Es war daher in teilweiser Stattgebung der Revision des Klägers mit Teilurteil auszusprechen, dass der Anspruch des Klägers auf Invaliditätspension für den Zeitraum vom 1. 12. 1999 bis 30. 11. 2001 dem Grunde nach zu Recht besteht, die Pension aber solange nicht anfällt, als der Kläger seine Tätigkeit als Werkstättenleiter nicht aufgibt. Gemäß § 89 Abs 2 ASGG war dem beklagten Versicherungsträger eine ab dem Anfall der Leistung (Aufgabe der Tätigkeit im Sinn des § 86 Abs 3 Z 2 dritter Satz ASVG) bis zur Erlassung des die Höhe der Leistung festsetzenden Bescheids zu erbringende vorläufige Zahlung aufzutragen, wobei sich deren Höhe an der bereits vom Erstgericht aufgetragenen vorläufigen Zahlung orientiert. Diese vorläufige Zahlung war bis längstens 30. 11. 2001 zu befristen, da auch der Pensionsanspruch des Klägers vorerst nur befristet bis zu diesem Zeitpunkt als dem Grunde nach zu Recht bestehend beurteilt werden konnte. Im übrigen Umfang (Begehren auf Gewährung einer unbefristeten Invaliditätspension) war das angefochtene Urteil aufzuheben und dem Berufungsgericht die neuerliche Entscheidung über die Berufung des Klägers aufzutragen. Das Rechtsmittel des Klägers ist nämlich auch insoweit zulässig, als der Kläger statt der vom Erstgericht ausgesprochenen befristeten Zuerkennung einer Pension wegen geminderter Arbeitsfähigkeit die unbefristete Gewährung dieser Leistung anstrebt, da der im § 256 Abs 3 ASVG vorgesehene Ausschluss der Klagsmöglichkeit gegen den Ausspruch einer befristeten Gewährung der Leistung in einem Bescheid nicht im Wege der Analogie auf einen Rechtsmittelausschluss des Versicherten im Fall der Zuerkennung einer befristeten Pensionsleistung durch das Arbeits- und Sozialgericht ausgedehnt werden darf (vgl 10 ObS 307/02a).

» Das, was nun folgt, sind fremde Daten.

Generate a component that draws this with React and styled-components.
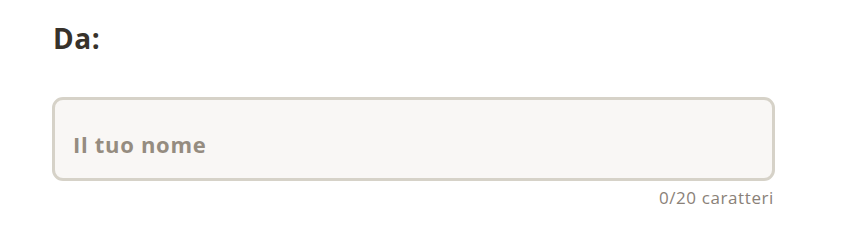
import styled, { createGlobalStyle } from "styled-components";

const GlobalStyle = createGlobalStyle`
  body {
    margin: 0;
    background: #ffffff;
    font-family: "Open Sans", "Noto Sans", sans-serif;
  }
`;

const Section = styled.div`
  width: 723px;
  padding: 21px 0 0 52px;
`;

const Heading = styled.h2`
  margin: 0 0 41px 1px;
  font-size: 28px;
  line-height: 35px;
  font-weight: 700;
  letter-spacing: 0.6px;
  color: #37322b;
`;

const Field = styled.div`
  display: flex;
  flex-direction: column;
`;

const Input = styled.input`
  box-sizing: border-box;
  width: 100%;
  height: 84px;
  padding: 22px 18px 12px;
  border: 3px solid #d6d2c8;
  border-radius: 11px;
  background: #f9f7f5;
  font-family: inherit;
  font-size: 22px;
  font-weight: 700;
  letter-spacing: 0.7px;
  color: #37322b;
  outline: none;

  &::placeholder {
    color: #958c80;
    opacity: 1;
  }
`;

const Counter = styled.span`
  align-self: flex-end;
  margin: 6px 1px 0 0;
  font-size: 17px;
  line-height: 22px;
  letter-spacing: 0.6px;
  color: #8a8178;
`;

const App = () => {
  return (
    <>
      <GlobalStyle />
      <Section>
        <Heading>Da:</Heading>
        <Field>
          <Input type="text" placeholder="Il tuo nome" maxLength={20} />
          <Counter>0/20 caratteri</Counter>
        </Field>
      </Section>
    </>
  );
};

export default App;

Die Kostenentscheidung gründet sich auf § 77 Abs 1 Z 2 lit a ASGG. Da der Anspruch des Klägers auf Kostenersatz hinsichtlich des mit Teilurteil zuerkannten Anspruches vom Ausgang des Verfahrens über den noch offenen Anspruchsteil unabhängig ist, konnte der Kostenzuspruch im Teilurteil erfolgen (vgl 10 ObS 318/91 ua).